Russia’s ambassador has called on American authorities to release convicted arms merchant Viktor Bout from his Illinois federal prison, citing fears that he might contract coronavirus.

Anatoly Antonov, Russia’s ambassador in Washington, mentioned Bout among several Russians imprisoned in U.S. facilities in the latest in an extended series of diplomatic moves aimed at repatriating convicts who have become international causes for Russian President Vladimir Putin’s regime.

Bout is serving a 25-year sentence at the federal medium-security prison at Marion, Ill. He was convicted in November 2011 on four conspiracy counts stemming from a U.S. Drug Enforcement Agency sting operation.

Bout told U.S. informants disguised as South American terrorist operatives that he could provide them with millions of dollars in anti-aircraft missiles and other weapons.
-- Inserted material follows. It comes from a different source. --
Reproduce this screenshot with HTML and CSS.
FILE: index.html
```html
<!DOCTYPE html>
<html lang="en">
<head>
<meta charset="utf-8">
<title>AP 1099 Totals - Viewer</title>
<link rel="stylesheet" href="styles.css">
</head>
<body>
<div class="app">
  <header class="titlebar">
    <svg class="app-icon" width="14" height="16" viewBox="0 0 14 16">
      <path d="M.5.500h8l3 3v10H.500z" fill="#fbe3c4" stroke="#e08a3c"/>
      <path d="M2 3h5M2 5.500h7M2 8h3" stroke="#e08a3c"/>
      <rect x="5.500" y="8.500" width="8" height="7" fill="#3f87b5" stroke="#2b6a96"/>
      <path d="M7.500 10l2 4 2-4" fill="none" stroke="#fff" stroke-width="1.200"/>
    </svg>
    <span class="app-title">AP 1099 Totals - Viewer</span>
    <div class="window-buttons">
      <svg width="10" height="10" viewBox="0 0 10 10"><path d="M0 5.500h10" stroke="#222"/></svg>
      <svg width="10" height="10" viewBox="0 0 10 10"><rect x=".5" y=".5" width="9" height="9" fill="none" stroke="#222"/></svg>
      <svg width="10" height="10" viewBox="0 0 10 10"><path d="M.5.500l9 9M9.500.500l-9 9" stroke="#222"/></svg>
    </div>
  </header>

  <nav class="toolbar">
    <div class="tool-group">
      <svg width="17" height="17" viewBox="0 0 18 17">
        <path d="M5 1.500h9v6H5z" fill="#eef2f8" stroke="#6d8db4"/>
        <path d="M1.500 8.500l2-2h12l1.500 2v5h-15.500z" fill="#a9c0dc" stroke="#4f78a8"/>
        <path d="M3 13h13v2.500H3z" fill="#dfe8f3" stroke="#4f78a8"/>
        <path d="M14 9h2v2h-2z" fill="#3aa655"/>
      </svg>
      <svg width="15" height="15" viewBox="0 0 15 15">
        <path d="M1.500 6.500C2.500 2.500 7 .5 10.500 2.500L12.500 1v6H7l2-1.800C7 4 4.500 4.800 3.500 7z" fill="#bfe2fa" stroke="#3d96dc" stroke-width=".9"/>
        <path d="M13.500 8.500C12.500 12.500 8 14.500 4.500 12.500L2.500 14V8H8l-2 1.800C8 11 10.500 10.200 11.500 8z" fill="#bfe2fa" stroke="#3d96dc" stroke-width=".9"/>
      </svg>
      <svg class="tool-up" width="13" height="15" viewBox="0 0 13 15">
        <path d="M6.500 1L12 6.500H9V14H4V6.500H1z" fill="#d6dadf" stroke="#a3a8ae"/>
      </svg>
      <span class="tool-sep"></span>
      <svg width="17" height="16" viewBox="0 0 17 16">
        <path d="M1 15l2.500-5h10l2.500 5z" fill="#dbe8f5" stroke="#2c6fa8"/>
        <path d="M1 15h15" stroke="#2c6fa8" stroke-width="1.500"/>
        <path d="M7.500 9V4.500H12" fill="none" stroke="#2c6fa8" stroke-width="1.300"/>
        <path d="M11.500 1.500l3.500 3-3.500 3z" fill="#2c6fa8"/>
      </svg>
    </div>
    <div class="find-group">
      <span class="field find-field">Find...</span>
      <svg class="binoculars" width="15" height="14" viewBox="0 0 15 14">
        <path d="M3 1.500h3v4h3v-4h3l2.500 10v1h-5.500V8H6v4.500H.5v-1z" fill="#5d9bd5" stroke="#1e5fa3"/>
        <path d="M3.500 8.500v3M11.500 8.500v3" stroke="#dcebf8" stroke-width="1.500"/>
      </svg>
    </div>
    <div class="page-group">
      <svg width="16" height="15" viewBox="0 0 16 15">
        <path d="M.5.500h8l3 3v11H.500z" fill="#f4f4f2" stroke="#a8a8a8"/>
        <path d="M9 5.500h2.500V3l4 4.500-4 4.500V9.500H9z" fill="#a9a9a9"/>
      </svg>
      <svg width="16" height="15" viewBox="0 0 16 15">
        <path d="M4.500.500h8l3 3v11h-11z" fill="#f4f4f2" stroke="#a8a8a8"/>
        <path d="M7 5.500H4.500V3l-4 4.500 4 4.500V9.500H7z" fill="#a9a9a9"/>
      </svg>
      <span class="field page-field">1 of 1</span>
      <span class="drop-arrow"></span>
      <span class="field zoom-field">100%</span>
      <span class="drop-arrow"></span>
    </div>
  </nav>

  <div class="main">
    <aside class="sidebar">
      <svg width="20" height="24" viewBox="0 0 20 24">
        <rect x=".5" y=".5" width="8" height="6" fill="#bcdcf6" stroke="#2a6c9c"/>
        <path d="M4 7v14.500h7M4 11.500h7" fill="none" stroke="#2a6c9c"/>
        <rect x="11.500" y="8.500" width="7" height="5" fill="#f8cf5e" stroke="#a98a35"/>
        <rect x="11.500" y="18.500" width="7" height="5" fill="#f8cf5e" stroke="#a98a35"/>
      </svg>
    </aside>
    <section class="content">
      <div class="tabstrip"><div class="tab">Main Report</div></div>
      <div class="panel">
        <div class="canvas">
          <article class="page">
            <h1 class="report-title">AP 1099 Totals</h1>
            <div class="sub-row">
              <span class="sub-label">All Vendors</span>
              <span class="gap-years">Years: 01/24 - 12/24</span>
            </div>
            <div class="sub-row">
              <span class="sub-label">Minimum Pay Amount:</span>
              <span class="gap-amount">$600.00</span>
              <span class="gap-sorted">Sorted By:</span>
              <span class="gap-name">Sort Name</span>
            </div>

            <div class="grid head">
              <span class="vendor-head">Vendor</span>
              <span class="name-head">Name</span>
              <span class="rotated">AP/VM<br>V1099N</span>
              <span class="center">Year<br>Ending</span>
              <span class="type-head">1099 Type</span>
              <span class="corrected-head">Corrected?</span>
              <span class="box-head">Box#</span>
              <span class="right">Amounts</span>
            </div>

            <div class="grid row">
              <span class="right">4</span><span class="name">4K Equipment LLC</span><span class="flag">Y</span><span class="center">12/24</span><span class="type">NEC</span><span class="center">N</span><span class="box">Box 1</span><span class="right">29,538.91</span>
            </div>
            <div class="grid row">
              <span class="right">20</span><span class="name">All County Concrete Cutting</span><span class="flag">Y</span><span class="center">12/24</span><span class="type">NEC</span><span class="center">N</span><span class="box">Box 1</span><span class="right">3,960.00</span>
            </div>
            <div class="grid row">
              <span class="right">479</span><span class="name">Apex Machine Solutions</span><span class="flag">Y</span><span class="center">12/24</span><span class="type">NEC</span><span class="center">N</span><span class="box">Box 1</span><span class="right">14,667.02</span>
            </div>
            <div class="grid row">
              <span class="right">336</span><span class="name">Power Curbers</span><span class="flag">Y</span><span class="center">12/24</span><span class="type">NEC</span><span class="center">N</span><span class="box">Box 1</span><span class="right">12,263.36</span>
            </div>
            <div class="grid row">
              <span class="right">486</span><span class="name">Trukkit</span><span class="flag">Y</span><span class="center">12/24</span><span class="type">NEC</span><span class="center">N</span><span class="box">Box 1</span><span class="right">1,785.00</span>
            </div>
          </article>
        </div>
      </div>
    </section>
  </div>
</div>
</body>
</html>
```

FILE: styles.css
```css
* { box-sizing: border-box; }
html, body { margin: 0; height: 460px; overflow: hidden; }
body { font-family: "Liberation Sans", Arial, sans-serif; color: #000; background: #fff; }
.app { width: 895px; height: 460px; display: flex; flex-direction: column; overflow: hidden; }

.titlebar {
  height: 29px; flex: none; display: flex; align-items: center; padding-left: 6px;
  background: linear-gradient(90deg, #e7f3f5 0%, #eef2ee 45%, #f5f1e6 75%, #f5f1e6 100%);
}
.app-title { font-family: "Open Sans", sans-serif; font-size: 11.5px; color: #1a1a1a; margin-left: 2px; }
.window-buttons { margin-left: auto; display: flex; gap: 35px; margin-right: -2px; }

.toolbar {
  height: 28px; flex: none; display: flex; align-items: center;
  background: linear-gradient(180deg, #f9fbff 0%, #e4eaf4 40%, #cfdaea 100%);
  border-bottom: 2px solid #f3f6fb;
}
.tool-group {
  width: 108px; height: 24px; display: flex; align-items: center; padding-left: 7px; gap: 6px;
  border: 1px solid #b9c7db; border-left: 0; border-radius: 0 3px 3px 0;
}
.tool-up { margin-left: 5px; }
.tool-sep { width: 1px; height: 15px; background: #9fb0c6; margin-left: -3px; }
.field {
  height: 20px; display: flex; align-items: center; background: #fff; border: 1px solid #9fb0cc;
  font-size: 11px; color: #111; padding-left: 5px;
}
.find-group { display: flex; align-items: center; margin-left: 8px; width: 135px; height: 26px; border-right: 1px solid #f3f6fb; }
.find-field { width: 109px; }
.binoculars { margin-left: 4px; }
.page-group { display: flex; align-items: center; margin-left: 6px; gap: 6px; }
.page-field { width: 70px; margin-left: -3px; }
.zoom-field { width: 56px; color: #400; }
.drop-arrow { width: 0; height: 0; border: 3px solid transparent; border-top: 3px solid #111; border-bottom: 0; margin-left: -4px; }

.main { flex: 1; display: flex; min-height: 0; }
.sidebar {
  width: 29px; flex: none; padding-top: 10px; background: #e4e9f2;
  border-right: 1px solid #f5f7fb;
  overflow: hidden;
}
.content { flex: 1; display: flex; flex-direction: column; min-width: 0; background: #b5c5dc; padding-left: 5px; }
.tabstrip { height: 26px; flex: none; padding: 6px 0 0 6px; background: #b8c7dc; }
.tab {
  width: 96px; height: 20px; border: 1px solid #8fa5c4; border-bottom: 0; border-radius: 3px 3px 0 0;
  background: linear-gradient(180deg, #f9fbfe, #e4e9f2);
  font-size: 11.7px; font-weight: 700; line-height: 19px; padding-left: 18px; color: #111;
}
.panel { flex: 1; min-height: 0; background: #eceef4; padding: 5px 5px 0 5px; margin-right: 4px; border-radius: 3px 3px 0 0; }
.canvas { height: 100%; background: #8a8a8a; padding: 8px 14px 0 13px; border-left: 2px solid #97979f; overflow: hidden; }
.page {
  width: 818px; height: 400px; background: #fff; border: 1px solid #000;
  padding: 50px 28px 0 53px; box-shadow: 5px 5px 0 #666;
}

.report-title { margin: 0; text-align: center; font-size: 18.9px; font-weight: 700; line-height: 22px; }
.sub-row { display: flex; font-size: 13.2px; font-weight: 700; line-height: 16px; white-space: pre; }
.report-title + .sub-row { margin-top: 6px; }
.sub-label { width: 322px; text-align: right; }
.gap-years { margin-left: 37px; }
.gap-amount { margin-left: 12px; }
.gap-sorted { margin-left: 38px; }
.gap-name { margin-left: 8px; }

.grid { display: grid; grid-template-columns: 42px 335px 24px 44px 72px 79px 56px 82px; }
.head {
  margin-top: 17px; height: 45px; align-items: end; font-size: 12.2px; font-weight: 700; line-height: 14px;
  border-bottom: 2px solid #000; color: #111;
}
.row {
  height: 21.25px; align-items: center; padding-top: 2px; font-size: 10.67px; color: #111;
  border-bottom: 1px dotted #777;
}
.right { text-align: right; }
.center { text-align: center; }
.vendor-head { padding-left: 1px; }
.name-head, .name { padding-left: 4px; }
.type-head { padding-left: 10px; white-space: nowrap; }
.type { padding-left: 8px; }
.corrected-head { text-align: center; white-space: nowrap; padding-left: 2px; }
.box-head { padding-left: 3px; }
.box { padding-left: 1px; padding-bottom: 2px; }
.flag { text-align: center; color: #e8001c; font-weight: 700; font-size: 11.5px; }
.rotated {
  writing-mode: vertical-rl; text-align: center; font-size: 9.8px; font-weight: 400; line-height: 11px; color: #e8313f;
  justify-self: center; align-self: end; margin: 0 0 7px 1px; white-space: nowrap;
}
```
Bout was transferred to the prison after being sentenced in 2012. His 2008 arrest in Bangkok by U.S. Drug Enforcement Administration agents and Thai police followed more than a decade of his exploits in Africa, Asia and the Mideast and a frenetic international effort to apprehend him, a saga chronicled in the book, “Merchant of Death.”
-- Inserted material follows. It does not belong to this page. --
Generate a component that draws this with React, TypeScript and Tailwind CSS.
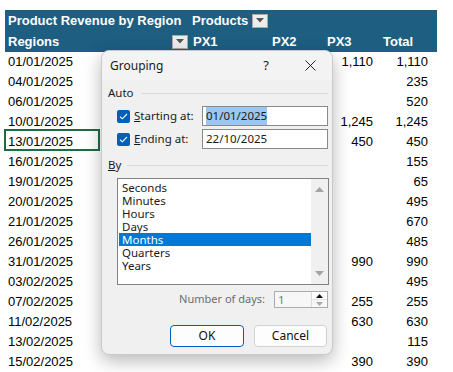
import React from 'react';

const rows: [string, string, string][] = [
  ['01/01/2025', '1,110', '1,110'],
  ['04/01/2025', '', '235'],
  ['06/01/2025', '', '520'],
  ['10/01/2025', '1,245', '1,245'],
  ['13/01/2025', '450', '450'],
  ['16/01/2025', '', '155'],
  ['19/01/2025', '', '65'],
  ['20/01/2025', '', '495'],
  ['21/01/2025', '', '670'],
  ['26/01/2025', '', '485'],
  ['31/01/2025', '990', '990'],
  ['03/02/2025', '', '495'],
  ['07/02/2025', '255', '255'],
  ['11/02/2025', '630', '630'],
  ['13/02/2025', '', '115'],
  ['15/02/2025', '390', '390'],
];

function Drop() {
  return (
    <span className="flex h-[14px] w-[16px] items-center justify-center border border-[#a8a8a8] bg-[#ededed]">
      <svg width="8" height="5" viewBox="0 0 8 5">
        <path d="M0 0h8L4 4.5z" fill="#555" />
      </svg>
    </span>
  );
}

function Check() {
  return (
    <span className="flex h-[13px] w-[13px] items-center justify-center rounded-[2px] bg-[#005fb8]">
      <svg width="9" height="7" viewBox="0 0 9 7">
        <path d="M1 3.6l2.3 2.2L8 1" stroke="white" strokeWidth="1.1" fill="none" />
      </svg>
    </span>
  );
}

const items = ['Seconds', 'Minutes', 'Hours', 'Days', 'Months', 'Quarters', 'Years'];

export default function App() {
  return (
    <div className="relative h-[372px] w-[453px] overflow-hidden bg-white font-['Liberation_Sans',Arial,sans-serif] text-[13px] text-black">
      <div className="ml-[5px] mt-[10px] w-[432px] bg-[#1d5e81] font-bold text-white">
        <div className="flex h-[21px] items-center">
          <div className="w-[185px] whitespace-nowrap pl-[3px]">Product Revenue by Region</div>
          <div className="flex items-center gap-[4px] pl-[2px]">
            Products
            <Drop />
          </div>
        </div>
        <div className="flex h-[21px] items-center">
          <div className="flex w-[185px] items-center justify-between pl-[3px] pr-[2px]">
            Regions
            <Drop />
          </div>
          <div className="w-[79px] pl-[3px]">PX1</div>
          <div className="w-[55px] pl-[3px]">PX2</div>
          <div className="w-[54px] pl-[3px]">PX3</div>
          <div className="w-[59px] pl-[5px]">Total</div>
        </div>
      </div>
      <div className="ml-[5px] w-[432px]">
        {rows.map((r, i) => (
          <div key={i} className="grid h-[20px] grid-cols-[95px_90px_79px_55px_54px_59px] items-center">
            <div className="relative pl-[3px]">
              {r[0]}
              {i === 4 && (
                <span className="absolute -left-[1px] -top-[3px] h-[22px] w-[96px] border-2 border-[#1e6c42]" />
              )}
            </div>
            <div />
            <div />
            <div />
            <div className="pr-[5px] text-right">{r[1]}</div>
            <div className="pr-[9px] text-right">{r[2]}</div>
          </div>
        ))}
      </div>

      {/* Grouping dialog */}
      <div className="absolute left-[101px] top-[50px] flex h-[305px] w-[232px] flex-col rounded-[8px] border border-[#c9c9c9] bg-[#f0f0f0] font-['Noto_Sans',sans-serif] text-[11.5px] text-[#1a1a1a] shadow-[0_6px_18px_rgba(0,0,0,0.28)]">
        <div className="flex h-[29px] items-center rounded-t-[8px] bg-[#f3f3f3] pl-[8px]">
          <span className="text-[12px]">Grouping</span>
          <span className="ml-auto mr-[36px] text-[13px]">?</span>
          <svg className="mr-[16px]" width="11" height="11" viewBox="0 0 11 11">
            <path d="M0.5 0.5l10 10M10.5 0.5l-10 10" stroke="#222" strokeWidth="1" />
          </svg>
        </div>
        <div className="flex flex-col pl-[6px] pr-[4px]">
          <div className="mt-[6px] flex h-[14px] items-center">
            <span>Auto</span>
            <span className="ml-[7px] h-px flex-1 bg-[#d9d9d9]" />
          </div>
          <div className="mt-[6px] flex h-[20px] items-center">
            <span className="ml-[9px]"><Check /></span>
            <span className="ml-[4px] w-[68px]"><u>S</u>tarting at:</span>
            <div className="flex h-[20px] w-[126px] items-center border border-[#8a8a8a] bg-white pl-[3px]">
              <span className="bg-[#9cc7f0]">01/01/2025</span>
            </div>
          </div>
          <div className="mt-[3px] flex h-[20px] items-center">
            <span className="ml-[9px]"><Check /></span>
            <span className="ml-[4px] w-[68px]"><u>E</u>nding at:</span>
            <div className="flex h-[20px] w-[126px] items-center border border-[#8a8a8a] bg-white pl-[3px]">
              <span>22/10/2025</span>
            </div>
          </div>
          <div className="mt-[9px] flex h-[14px] items-center">
            <span><u>B</u>y</span>
            <span className="ml-[6px] h-px flex-1 bg-[#d9d9d9]" />
          </div>
          <div className="ml-[9px] mt-[6px] flex h-[107px] w-[212px] border border-[#828282] bg-white">
            <div className="flex flex-1 flex-col pl-[1px] pt-[2px]">
              {items.map((it) => (
                <div
                  key={it}
                  className={
                    it === 'Months'
                      ? 'flex h-[13px] items-center bg-[#0078d7] pl-[3px] leading-[13px] text-white'
                      : 'flex h-[13px] items-center pl-[3px] leading-[13px]'
                  }
                >
                  {it}
                </div>
              ))}
            </div>
            <div className="flex w-[17px] flex-col items-center justify-between bg-[#f0f0f0] py-[8px]">
              <svg width="9" height="5" viewBox="0 0 9 5">
                <path d="M4.5 0L9 5H0z" fill="#a3a3a3" />
              </svg>
              <svg width="9" height="5" viewBox="0 0 9 5">
                <path d="M0 0h9L4.5 5z" fill="#a3a3a3" />
              </svg>
            </div>
          </div>
          <div className="mt-[6px] flex h-[17px] items-center justify-end">
            <span className="mr-[9px] text-[11px] text-[#6d6d6d]">Number of days:</span>
            <div className="flex h-[17px] w-[54px] border border-[#acacac] bg-[#f7f7f7]">
              <span className="flex flex-1 items-center pl-[3px] text-[#7a7a7a]">1</span>
              <div className="flex w-[16px] flex-col border-l border-[#dcdcdc]">
                <div className="flex flex-1 items-center justify-center bg-white">
                  <svg width="7" height="4" viewBox="0 0 7 4">
                    <path d="M3.5 0L7 4H0z" fill="#111" />
                  </svg>
                </div>
                <div className="flex flex-1 items-center justify-center border-t border-[#e2e2e2]">
                  <svg width="7" height="4" viewBox="0 0 7 4">
                    <path d="M0 0h7L3.5 4z" fill="#a8a8a8" />
                  </svg>
                </div>
              </div>
            </div>
          </div>
          <div className="mt-[17px] flex">
            <button className="ml-[62px] flex h-[22px] w-[74px] items-center justify-center rounded-[4px] border border-[#005fb8] bg-[#fdfdfd] text-[12px] text-[#111]">
              OK
            </button>
            <button className="ml-[10px] flex h-[22px] w-[73px] items-center justify-center rounded-[4px] border border-[#d3d3d3] bg-[#fdfdfd] text-[12px] text-[#111]">
              Cancel
            </button>
          </div>
        </div>
      </div>
    </div>
  );
}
Antonov cited “the difficult COVID-19 situation in the United States” in urging American authorities to “pay attention to Russian citizens kept in U.S. jails,” according to the Russian news agency Tass. “It’s time for resolute action,” Antonov said.

The diplomatic broadside about virus fears is the latest official Russian diplomatic effort to free Bout after his repeated legal efforts to overturn his conviction were spurned by the U.S. Supreme Court. In September 2019, Russian embassy officials asked the U.S. to send Bout back to Moscow in exchange for as many as 15 American residents now jailed in Russia. Bout’s wife, Alla, described that effort at the Russian consulate in New York that month, saying that the Russian government request for a prisoner swap for Bout had been turned down by the U.S.

“The Russian government has made attempts at exchange. They offered 14 or 15 people,” Alla Bout was quoted in Tass at the time. Bout’s wife said that the Russian offers were “of little interest” to U.S. officials and that the U.S. was intent on Bout serving “his sentence as a warning to others.”